CHALLENGE:
Copy the listing below in full and skip every picture.

GIVEN DATA:
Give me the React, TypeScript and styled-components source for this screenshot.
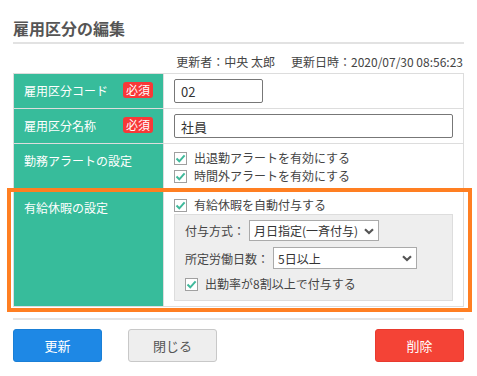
import { ReactElement, ReactNode } from "react";
import styled, { createGlobalStyle } from "styled-components";

const GlobalStyle = createGlobalStyle`
  body {
    margin: 0;
    background: #fff;
    font-family: "Noto Sans CJK JP", "Noto Sans", sans-serif;
    color: #444;
  }
`;

const colors = {
  GREEN: "#37bc9b",
  BORDER: "#dddddd",
  TEXT: "#444444",
  RED_BADGE: "#f83838",
  ORANGE: "#ff7f22",
  BLUE: "#1e88e5",
  RED: "#f44336",
};

const Page = styled.div`
  width: 451px;
  padding: 16px 0 0 13px;
`;

const Title = styled.h1`
  margin: 0;
  font-size: 16px;
  font-weight: 700;
  line-height: 24px;
  color: #555;
  padding-bottom: 2px;
  border-bottom: 2px solid #e2e2e2;
`;

const Meta = styled.div`
  margin-top: 9px;
  font-size: 12px;
  line-height: 18px;
  text-align: right;
  padding-right: 1px;
  color: #444;
  span + span {
    margin-left: 16px;
  }
`;

const Table = styled.div`
  margin-top: 2px;
  border: 1px solid ${colors.BORDER};
`;

const Row = styled.div<{ $highlight?: boolean }>`
  display: grid;
  grid-template-columns: 150px 1fr;
  position: relative;
  & + & {
    border-top: 1px solid ${colors.BORDER};
  }
  ${(p) =>
    p.$highlight &&
    `
    &::after {
      content: "";
      position: absolute;
      left: -7px;
      right: -9px;
      top: -3px;
      bottom: -6px;
      border: 4px solid ${colors.ORANGE};
      pointer-events: none;
    }
  `}
`;

const Label = styled.div`
  background: ${colors.GREEN};
  color: #fff;
  font-size: 12px;
  line-height: 20px;
  padding: 7px 10px;
  border-right: 1px solid ${colors.BORDER};
  display: flex;
  justify-content: space-between;
  align-items: flex-start;
`;

const Badge = styled.span`
  width: 30px;
  height: 16px;
  margin-top: 1px;
  border-radius: 3px;
  background: ${colors.RED_BADGE};
  color: #fff;
  font-size: 12px;
  line-height: 16px;
  text-align: center;
`;

const Cell = styled.div`
  padding: 5px 10px;
  font-size: 12px;
  color: ${colors.TEXT};
`;

const TextInput = styled.input<{ $width: number }>`
  box-sizing: border-box;
  display: block;
  width: ${(p) => p.$width}px;
  height: 24px;
  border: 1px solid #777;
  border-radius: 2px;
  padding: 0 6px;
  font-family: inherit;
  font-size: 13px;
  color: #333;
  outline: none;
`;

const CheckRow = styled.label`
  display: flex;
  align-items: center;
  gap: 7px;
  line-height: 18px;
  font-size: 12px;
  color: ${colors.TEXT};
`;

const Box = styled.span`
  box-sizing: border-box;
  width: 13px;
  height: 13px;
  border: 1px solid #a0a0a0;
  background: #fff;
  display: flex;
  align-items: center;
  justify-content: center;
`;

function Checkbox({ children }: { children: ReactNode }) {
  return (
    <CheckRow>
      <Box>
        <svg width="11" height="11" viewBox="0 0 11 11">
          <path
            d="M1.5 5.5 L4.3 8.3 L9.6 2.4"
            fill="none"
            stroke="#3fb99b"
            strokeWidth="2"
          />
        </svg>
      </Box>
      {children}
    </CheckRow>
  );
}

const SubPanel = styled.div`
  background: #eeeeee;
  border: 1px solid ${colors.BORDER};
  padding: 5px 10px 7px;
  display: flex;
  flex-direction: column;
  gap: 6px;
`;

const FieldRow = styled.div`
  display: flex;
  align-items: center;
  gap: 4px;
  font-size: 12px;
  color: ${colors.TEXT};
`;

const SelectWrap = styled.div<{ $width: number; $height: number }>`
  position: relative;
  width: ${(p) => p.$width}px;
  height: ${(p) => p.$height}px;
  svg {
    position: absolute;
    right: 5px;
    top: 50%;
    margin-top: -3px;
    pointer-events: none;
  }
`;

const SelectBox = styled.select`
  appearance: none;
  box-sizing: border-box;
  width: 100%;
  height: 100%;
  border: 1px solid #aaa;
  border-radius: 0;
  background: #fff;
  padding: 0 18px 0 4px;
  font-family: inherit;
  font-size: 12px;
  color: #333;
  outline: none;
`;

function Select({
  width,
  height,
  options,
}: {
  width: number;
  height: number;
  options: string[];
}) {
  return (
    <SelectWrap $width={width} $height={height}>
      <SelectBox defaultValue={options[0]}>
        {options.map((o) => (
          <option key={o}>{o}</option>
        ))}
      </SelectBox>
      <svg width="10" height="7" viewBox="0 0 10 7">
        <polyline
          points="1,1.2 5,5 9,1.2"
          fill="none"
          stroke="#555"
          strokeWidth="2.2"
        />
      </svg>
    </SelectWrap>
  );
}

const Divider = styled.div`
  margin-top: 11px;
  border-top: 2px solid #e4e4e4;
`;

const Buttons = styled.div`
  margin-top: 9px;
  display: flex;
  gap: 26px;
  & > :last-child {
    margin-left: auto;
  }
`;

const Button = styled.button<{ $variant: "primary" | "plain" | "danger" }>`
  width: 89px;
  height: 33px;
  border-radius: 3px;
  font-family: inherit;
  font-size: 13px;
  cursor: pointer;
  border: 1px solid
    ${(p) =>
      p.$variant === "primary"
        ? "#1a7fd6"
        : p.$variant === "danger"
          ? "#e83a2e"
          : "#c8c8c8"};
  background: ${(p) =>
    p.$variant === "primary"
      ? colors.BLUE
      : p.$variant === "danger"
        ? colors.RED
        : "#eeeeee"};
  color: ${(p) => (p.$variant === "plain" ? "#555" : "#fff")};
`;

export default function App(): ReactElement {
  return (
    <>
      <GlobalStyle />
      <Page>
        <Title>雇用区分の編集</Title>
        <Meta>
          <span>更新者：中央 太郎</span>
          <span>更新日時：2020/07/30 08:56:23</span>
        </Meta>
        <Table>
          <Row>
            <Label>
              雇用区分コード<Badge>必須</Badge>
            </Label>
            <Cell>
              <TextInput $width={89} defaultValue="02" />
            </Cell>
          </Row>
          <Row>
            <Label>
              雇用区分名称<Badge>必須</Badge>
            </Label>
            <Cell>
              <TextInput $width={279} defaultValue="社員" />
            </Cell>
          </Row>
          <Row>
            <Label>勤務アラートの設定</Label>
            <Cell>
              <Checkbox>出退勤アラートを有効にする</Checkbox>
              <Checkbox>時間外アラートを有効にする</Checkbox>
            </Cell>
          </Row>
          <Row $highlight>
            <Label>有給休暇の設定</Label>
            <Cell>
              <Checkbox>有給休暇を自動付与する</Checkbox>
              <SubPanel>
                <FieldRow>
                  付与方式：
                  <Select width={130} height={21} options={["月日指定(一斉付与)"]} />
                </FieldRow>
                <FieldRow>
                  所定労働日数：
                  <Select width={144} height={22} options={["5日以上"]} />
                </FieldRow>
                <Checkbox>出勤率が8割以上で付与する</Checkbox>
              </SubPanel>
            </Cell>
          </Row>
        </Table>
        <Divider />
        <Buttons>
          <Button $variant="primary">更新</Button>
          <Button $variant="plain">閉じる</Button>
          <Button $variant="danger">削除</Button>
        </Buttons>
      </Page>
    </>
  );
}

RESULT FOR THIS EXERCISE:
Give me the React, TypeScript and styled-components source for this screenshot.
import { ReactElement, ReactNode } from "react";
import styled, { createGlobalStyle } from "styled-components";

const GlobalStyle = createGlobalStyle`
  body {
    margin: 0;
    background: #fff;
    font-family: "Noto Sans CJK JP", "Noto Sans", sans-serif;
    color: #444;
  }
`;

const colors = {
  GREEN: "#37bc9b",
  BORDER: "#dddddd",
  TEXT: "#444444",
  RED_BADGE: "#f83838",
  ORANGE: "#ff7f22",
  BLUE: "#1e88e5",
  RED: "#f44336",
};

const Page = styled.div`
  width: 451px;
  padding: 16px 0 0 13px;
`;

const Title = styled.h1`
  margin: 0;
  font-size: 16px;
  font-weight: 700;
  line-height: 24px;
  color: #555;
  padding-bottom: 2px;
  border-bottom: 2px solid #e2e2e2;
`;

const Meta = styled.div`
  margin-top: 9px;
  font-size: 12px;
  line-height: 18px;
  text-align: right;
  padding-right: 1px;
  color: #444;
  span + span {
    margin-left: 16px;
  }
`;

const Table = styled.div`
  margin-top: 2px;
  border: 1px solid ${colors.BORDER};
`;

const Row = styled.div<{ $highlight?: boolean }>`
  display: grid;
  grid-template-columns: 150px 1fr;
  position: relative;
  & + & {
    border-top: 1px solid ${colors.BORDER};
  }
  ${(p) =>
    p.$highlight &&
    `
    &::after {
      content: "";
      position: absolute;
      left: -7px;
      right: -9px;
      top: -3px;
      bottom: -6px;
      border: 4px solid ${colors.ORANGE};
      pointer-events: none;
    }
  `}
`;

const Label = styled.div`
  background: ${colors.GREEN};
  color: #fff;
  font-size: 12px;
  line-height: 20px;
  padding: 7px 10px;
  border-right: 1px solid ${colors.BORDER};
  display: flex;
  justify-content: space-between;
  align-items: flex-start;
`;

const Badge = styled.span`
  width: 30px;
  height: 16px;
  margin-top: 1px;
  border-radius: 3px;
  background: ${colors.RED_BADGE};
  color: #fff;
  font-size: 12px;
  line-height: 16px;
  text-align: center;
`;

const Cell = styled.div`
  padding: 5px 10px;
  font-size: 12px;
  color: ${colors.TEXT};
`;

const TextInput = styled.input<{ $width: number }>`
  box-sizing: border-box;
  display: block;
  width: ${(p) => p.$width}px;
  height: 24px;
  border: 1px solid #777;
  border-radius: 2px;
  padding: 0 6px;
  font-family: inherit;
  font-size: 13px;
  color: #333;
  outline: none;
`;

const CheckRow = styled.label`
  display: flex;
  align-items: center;
  gap: 7px;
  line-height: 18px;
  font-size: 12px;
  color: ${colors.TEXT};
`;

const Box = styled.span`
  box-sizing: border-box;
  width: 13px;
  height: 13px;
  border: 1px solid #a0a0a0;
  background: #fff;
  display: flex;
  align-items: center;
  justify-content: center;
`;

function Checkbox({ children }: { children: ReactNode }) {
  return (
    <CheckRow>
      <Box>
        <svg width="11" height="11" viewBox="0 0 11 11">
          <path
            d="M1.5 5.5 L4.3 8.3 L9.6 2.4"
            fill="none"
            stroke="#3fb99b"
            strokeWidth="2"
          />
        </svg>
      </Box>
      {children}
    </CheckRow>
  );
}

const SubPanel = styled.div`
  background: #eeeeee;
  border: 1px solid ${colors.BORDER};
  padding: 5px 10px 7px;
  display: flex;
  flex-direction: column;
  gap: 6px;
`;

const FieldRow = styled.div`
  display: flex;
  align-items: center;
  gap: 4px;
  font-size: 12px;
  color: ${colors.TEXT};
`;

const SelectWrap = styled.div<{ $width: number; $height: number }>`
  position: relative;
  width: ${(p) => p.$width}px;
  height: ${(p) => p.$height}px;
  svg {
    position: absolute;
    right: 5px;
    top: 50%;
    margin-top: -3px;
    pointer-events: none;
  }
`;

const SelectBox = styled.select`
  appearance: none;
  box-sizing: border-box;
  width: 100%;
  height: 100%;
  border: 1px solid #aaa;
  border-radius: 0;
  background: #fff;
  padding: 0 18px 0 4px;
  font-family: inherit;
  font-size: 12px;
  color: #333;
  outline: none;
`;

function Select({
  width,
  height,
  options,
}: {
  width: number;
  height: number;
  options: string[];
}) {
  return (
    <SelectWrap $width={width} $height={height}>
      <SelectBox defaultValue={options[0]}>
        {options.map((o) => (
          <option key={o}>{o}</option>
        ))}
      </SelectBox>
      <svg width="10" height="7" viewBox="0 0 10 7">
        <polyline
          points="1,1.2 5,5 9,1.2"
          fill="none"
          stroke="#555"
          strokeWidth="2.2"
        />
      </svg>
    </SelectWrap>
  );
}

const Divider = styled.div`
  margin-top: 11px;
  border-top: 2px solid #e4e4e4;
`;

const Buttons = styled.div`
  margin-top: 9px;
  display: flex;
  gap: 26px;
  & > :last-child {
    margin-left: auto;
  }
`;

const Button = styled.button<{ $variant: "primary" | "plain" | "danger" }>`
  width: 89px;
  height: 33px;
  border-radius: 3px;
  font-family: inherit;
  font-size: 13px;
  cursor: pointer;
  border: 1px solid
    ${(p) =>
      p.$variant === "primary"
        ? "#1a7fd6"
        : p.$variant === "danger"
          ? "#e83a2e"
          : "#c8c8c8"};
  background: ${(p) =>
    p.$variant === "primary"
      ? colors.BLUE
      : p.$variant === "danger"
        ? colors.RED
        : "#eeeeee"};
  color: ${(p) => (p.$variant === "plain" ? "#555" : "#fff")};
`;

export default function App(): ReactElement {
  return (
    <>
      <GlobalStyle />
      <Page>
        <Title>雇用区分の編集</Title>
        <Meta>
          <span>更新者：中央 太郎</span>
          <span>更新日時：2020/07/30 08:56:23</span>
        </Meta>
        <Table>
          <Row>
            <Label>
              雇用区分コード<Badge>必須</Badge>
            </Label>
            <Cell>
              <TextInput $width={89} defaultValue="02" />
            </Cell>
          </Row>
          <Row>
            <Label>
              雇用区分名称<Badge>必須</Badge>
            </Label>
            <Cell>
              <TextInput $width={279} defaultValue="社員" />
            </Cell>
          </Row>
          <Row>
            <Label>勤務アラートの設定</Label>
            <Cell>
              <Checkbox>出退勤アラートを有効にする</Checkbox>
              <Checkbox>時間外アラートを有効にする</Checkbox>
            </Cell>
          </Row>
          <Row $highlight>
            <Label>有給休暇の設定</Label>
            <Cell>
              <Checkbox>有給休暇を自動付与する</Checkbox>
              <SubPanel>
                <FieldRow>
                  付与方式：
                  <Select width={130} height={21} options={["月日指定(一斉付与)"]} />
                </FieldRow>
                <FieldRow>
                  所定労働日数：
                  <Select width={144} height={22} options={["5日以上"]} />
                </FieldRow>
                <Checkbox>出勤率が8割以上で付与する</Checkbox>
              </SubPanel>
            </Cell>
          </Row>
        </Table>
        <Divider />
        <Buttons>
          <Button $variant="primary">更新</Button>
          <Button $variant="plain">閉じる</Button>
          <Button $variant="danger">削除</Button>
        </Buttons>
      </Page>
    </>
  );
}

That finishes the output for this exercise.